Just as much as I am concerned about the sin theory of violence, I am also concerned about approaches that minimize the issue in the first place, or place responsibility entirely on the "system." I want an approach to understanding violence that honors human dignity by acknowledging our agency and our capacity to make choices even in difficult situations at the same time as we recognize the context within which violence is born. In this, I feel aligned with Brooks in intention and value despite our great difference in method and philosophy.
What I find in the needs-based approach to human nature and violence that NVC offers is a way to acknowledge that human beings have been and continue to engage in harmful behavior and a way to make sense of that persistence without portraying us as bad, sinful, or powerless victims of systems or others.
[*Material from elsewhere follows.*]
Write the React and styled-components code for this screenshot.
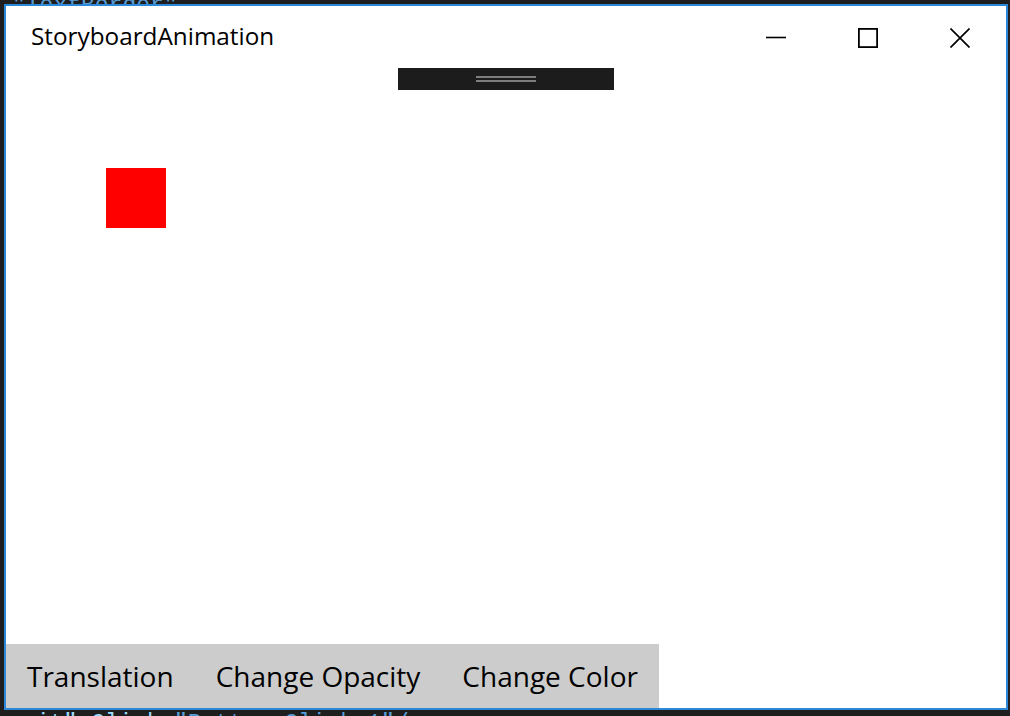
import React from "react";
import styled, { createGlobalStyle } from "styled-components";

const Global = createGlobalStyle`
  html, body { margin: 0; padding: 0; background: #1e1e1e; }
  body { width: 1010px; height: 716px; overflow: hidden; font-family: "Open Sans", "Noto Sans", sans-serif; }
  #root { width: 1010px; height: 716px; }
`;

const Desktop = styled.div`
  width: 1010px;
  height: 716px;
  display: flex;
  flex-direction: column;
  background: #1e1e1e;
  overflow: hidden;
`;

const CodeStrip = styled.div`
  height: ${(p) => p.$h}px;
  flex: none;
  overflow: hidden;
  display: flex;
  align-items: ${(p) => (p.$top ? "flex-end" : "flex-start")};
  padding-left: ${(p) => p.$indent}px;
`;

const CodeLine = styled.span`
  font-family: "Liberation Mono", "DejaVu Sans Mono", monospace;
  font-size: 23px;
  line-height: 23px;
  white-space: pre;
  color: #569cd6;
  margin-bottom: ${(p) => p.$mb || 0}px;
  margin-top: ${(p) => p.$mt || 0}px;
`;

const Attr = styled.span`
  color: ${(p) => p.$c};
`;

const Window = styled.div`
  margin: 0 2px 0 4px;
  width: 1000px;
  height: 702px;
  flex: none;
  border: 2px solid #2b88d8;
  background: #ffffff;
  display: flex;
  flex-direction: column;
  position: relative;
`;

const TitleBar = styled.div`
  height: 64px;
  flex: none;
  display: flex;
  align-items: center;
`;

const Title = styled.div`
  flex: 1;
  padding-left: 25px;
  padding-bottom: 6px;
  font-size: 24.3px;
  color: #000;
`;

const CaptionButton = styled.div`
  width: 92px;
  height: 64px;
  display: flex;
  align-items: center;
  justify-content: center;
`;

const DebugBar = styled.div`
  position: absolute;
  left: 392px;
  top: 62px;
  width: 216px;
  height: 22px;
  background: #1c1c1c;
  display: flex;
  flex-direction: column;
  align-items: center;
  justify-content: center;
  gap: 2px;
  z-index: 2;
`;

const Grip = styled.div`
  width: 60px;
  height: 2px;
  background: #7d7d7d;
`;

const Content = styled.div`
  flex: 1;
  padding: 98px 0 0 100px;
`;

const Square = styled.div`
  width: 60px;
  height: 60px;
  background: #ff0000;
`;

const ButtonBar = styled.div`
  display: flex;
  height: 64px;
  flex: none;
`;

const ActionButton = styled.div`
  background: #cccccc;
  padding: 0 21px 1px;
  display: flex;
  align-items: center;
  font-size: 28px;
  color: #000;
`;

const Minimize = () => (
  <svg width="20" height="20" viewBox="0 0 20 20">
    <line x1="0" y1="9.5" x2="20" y2="9.5" stroke="#000" strokeWidth="1.6" />
  </svg>
);
const Maximize = () => (
  <svg width="20" height="20" viewBox="0 0 20 20">
    <rect x="0.9" y="0.9" width="18.2" height="18.2" fill="none" stroke="#000" strokeWidth="1.8" />
  </svg>
);
const Close = () => (
  <svg width="20" height="20" viewBox="0 0 20 20">
    <path d="M0.5 0.5 L19.5 19.5 M19.5 0.5 L0.5 19.5" stroke="#000" strokeWidth="1.7" />
  </svg>
);

export default function App() {
  return (
    <>
      <Global />
      <Desktop>
        <CodeStrip $h={4} $top $indent={12}>
          <CodeLine $mb={-14}>"TextBorder"</CodeLine>
        </CodeStrip>
        <Window>
          <TitleBar>
            <Title>StoryboardAnimation</Title>
            <CaptionButton><Minimize /></CaptionButton>
            <CaptionButton><Maximize /></CaptionButton>
            <CaptionButton><Close /></CaptionButton>
          </TitleBar>
          <DebugBar>
            <Grip />
            <Grip />
          </DebugBar>
          <Content>
            <Square />
          </Content>
          <ButtonBar>
            <ActionButton>Translation</ActionButton>
            <ActionButton>Change Opacity</ActionButton>
            <ActionButton>Change Color</ActionButton>
          </ButtonBar>
        </Window>
        <CodeStrip $h={6} $indent={36}>
          <CodeLine $mt={3}>
            <Attr $c="#9cdcfe">it" Click</Attr>
            <Attr $c="#d4d4d4">=</Attr>
            <Attr $c="#569cd6">"Button_Click_1"</Attr>/&gt;
          </CodeLine>
        </CodeStrip>
      </Desktop>
    </>
  );
}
It's also an approach to reducing and possibly eliminating harmful behavior without having to control anything by taking full responsibility for our needs and finding productive and meaningful ways of addressing them.
Here's how friend and fellow NVC trainer in Sri Lanka, Jeyanthy Siva, expressed the fundamental departure from traditional notions of human nature that a needs-based approach makes possible:
"I believe it's a useful philosophy to hold that people are neither good nor bad innately but are beings who try to meet their needs with the tools they have at hand. And those needs include wanting to take care of themselves, connect with and contribute to others. And if they see that they can get their needs met without harming others, they will only be happy to do so. In fact, my hope is that when they have this consciousness, they will see that their own needs won't get fully met until everyone's needs are met as well."
What this simple insight means is that we are born not with a propensity for good or for evil. Rather, we are born with a bundle of needs we want to fulfill, from infancy to death, and with a profound sensitivity to having our efforts to meet our needs, or even our needs themselves, thwarted or shamed. In this framing I join the ranks of Alice Miller and James Gilligan who, in their different and complementary ways, give us loving and painful accounts of the psychological and societal context within which human beings resort to extreme acts of destruction. When we are born into a world ruled by separation, scarcity, and powerlessness, we are not likely to receive essential outside support for our human vulnerability as we emerge from infancy into childhood and adulthood. Monstrous human acts are born from brutalizing and shaming someone's body and soul, to such an extreme degree that the core capacity for empathy - towards self and others - shuts down. Not knowing or honoring our own and others' needs is a key part of what makes it possible to desperately engage in destructive strategies as a path to meeting needs we are unable to recognize let alone own. Here's where the quest for control can turn on its head. The greatest paradox I know about destructive human behavior is that the more we attempt to control our needs out of shame about them, the more likely we are to be reactive when our needs are endangered. Conversely, the more we befriend our needs and inhabit the emotional world that surrounds them, the less likely we are to lose our capacity to choose how we respond to life. Both personally and systemically, the path to reducing violence passes through attending to everyone's needs.